This guide provides an overview for planning for and managing high availability and disaster recovery for SAP HANA systems deployed on Google Cloud by following the SAP HANA on Google Cloud deployment guide. This guide is not intended to replace the standard SAP documentation.
High availability for SAP HANA on Google Cloud
You can obtain high availability for SAP HANA on Google Cloud by using a combination of Google Cloud and SAP features that handle failures at the infrastructure or software levels. The following tables describe SAP and Google Cloud features that are used to provide high availability.
|Compute Engine live migration||
Compute Engine monitors the state of the underlying infrastructure and automatically migrates your instance away from an infrastructure maintenance event. No user intervention is required.
Compute Engine keeps your instance running during the migration if possible. In the case of major outages, there might be a slight delay between when the instance goes down and when it is available.
In multi-host systems, shared volumes, such as the `/hana/shared` volume used in the deployment guide, are persistent disks attached to the VM that hosts the master host, and are NFS-mounted to the worker hosts. The NFS volume is inaccessible for up to a few seconds in the event of the master host's live migration. When the master host has restarted, the NFS volume functions again on all hosts, and normal operation resumes automatically.
A recovered instance is identical to the original instance, including the instance ID, private IP address, and all instance metadata and storage. By default, standard instances are set to live migrate. We recommend not changing this setting.
For more information, see Live migrate.
|Compute Engine automatic restart||
If your instance is set to terminate when there is a maintenance event, or if your instance crashes because of an underlying hardware issue, you can set up Compute Engine to automatically restart the instance. By default, instances are set to automatically restart. We recommend not changing this setting.

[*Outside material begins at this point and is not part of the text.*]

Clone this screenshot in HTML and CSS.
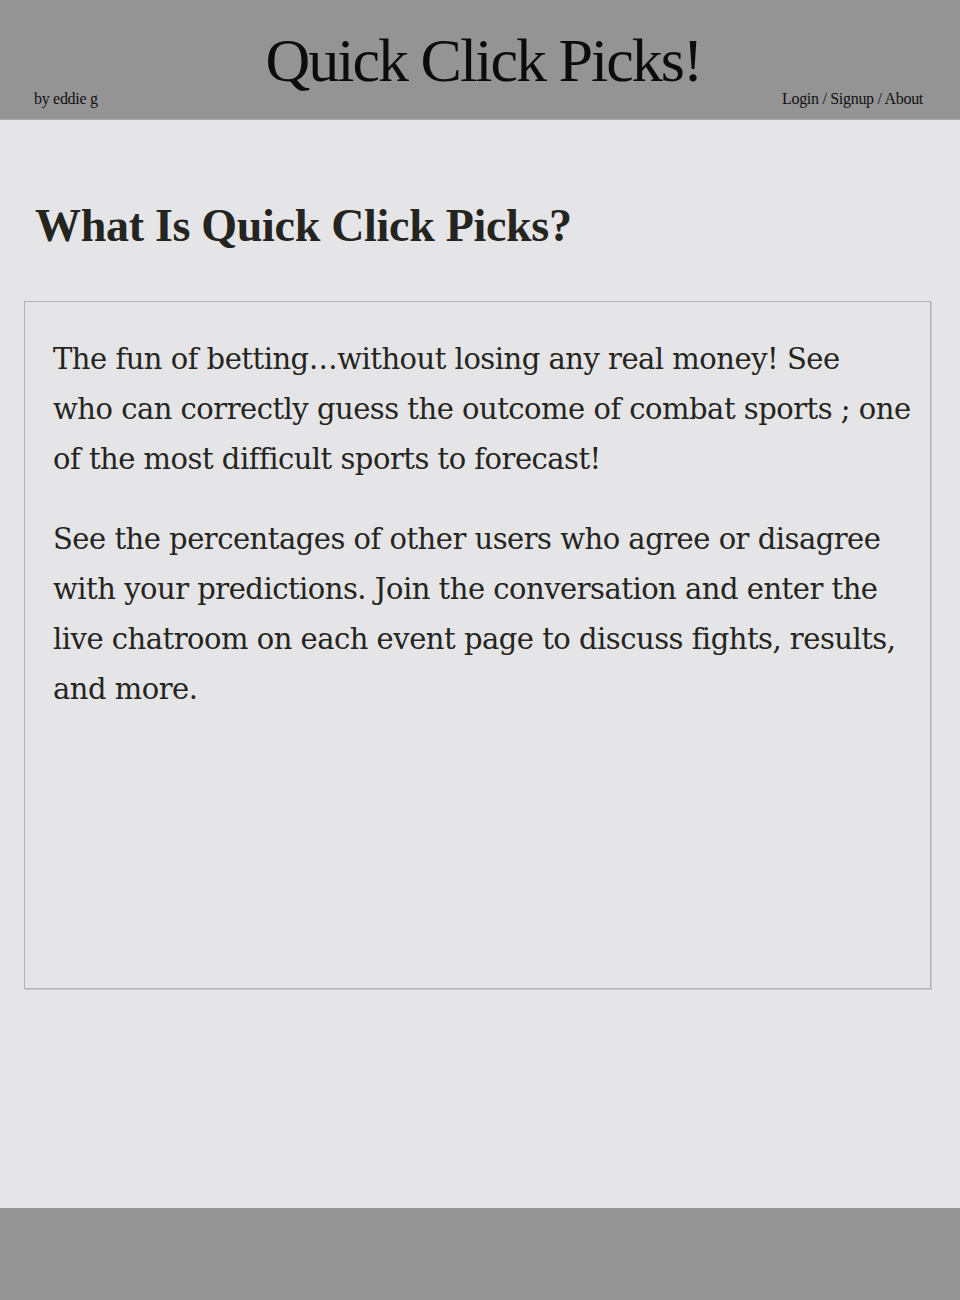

For more information about automatic restart, see Automatic restart of VM instances on Google Cloud
|SAP HANA Service Auto-Restart||
SAP HANA Service Auto-Restart is a fault recovery solution provided by SAP.
SAP HANA has many configured services running all the time for various activities. When any of these services is disabled due to a software failure or human error, the SAP HANA service auto-restart watchdog function restarts it automatically. When the service is restarted, it loads all the necessary data back into memory and resumes its operation.
|SAP HANA Backups||
SAP HANA backups create copies of data from your database that can be used to reconstruct the database to a point in time.
For more information about using SAP HANA backups on Google Cloud, see the SAP HANA operations guide.
|SAP HANA Storage Replication||
SAP HANA storage replication provides storage-level disaster recovery support through certain hardware partners. SAP HANA storage replication isn't supported on Google Cloud. You can consider using Compute Engine persistent disk snapshots instead.
For more information about using persistent disk snapshots to back up SAP HANA systems on Google Cloud, see the SAP HANA operations guide.
|SAP HANA Host Auto-Failover||
SAP HANA host auto-failover is a local fault recovery solution that requires one or more standby SAP HANA hosts in a scale-out system. If one of the main hosts fail, host auto-failover automatically brings the standby host online and restarts the failed host as a standby host.
For more information, see:
|SAP HANA System Replication||
SAP HANA system replication allows you to configure one or more systems to take over for your primary system in high-availability or disaster recovery scenarios. You can tune replication to meet your needs in terms of performance and failover time.
Automatic restart of VM instances on Google Cloud
In the case of VM instance restart due to maintenance or other issues, Compute Engine automatic restart and SAP HANA service auto-restart work together to automatically restart the instance and application without your intervention. No client redirection is needed.
SAP HANA host auto-failover on Google Cloud
Google Cloud supports SAP HANA auto host-failover, the local fault-recovery solution provided by SAP HANA. The host auto-failover solution uses one or more standby hosts that are kept in reserve to take over work from the master or a worker host in the event of a host failure. The standby hosts do not contain any data or process any work.
/hana/log volumes are mounted on the master and
worker hosts only. When a takeover occurs, the host auto-failover solution
uses the SAP HANA Storage Connector API and the Compute Engine
gceStorageConnector plugin to manage the switching of these disks from
the failed host to the standby host. The configuration parameters for the
gceStorageConnector plugin, including whether fencing is enabled or disabled,
are stored in the storage section of the SAP HANA global.ini file.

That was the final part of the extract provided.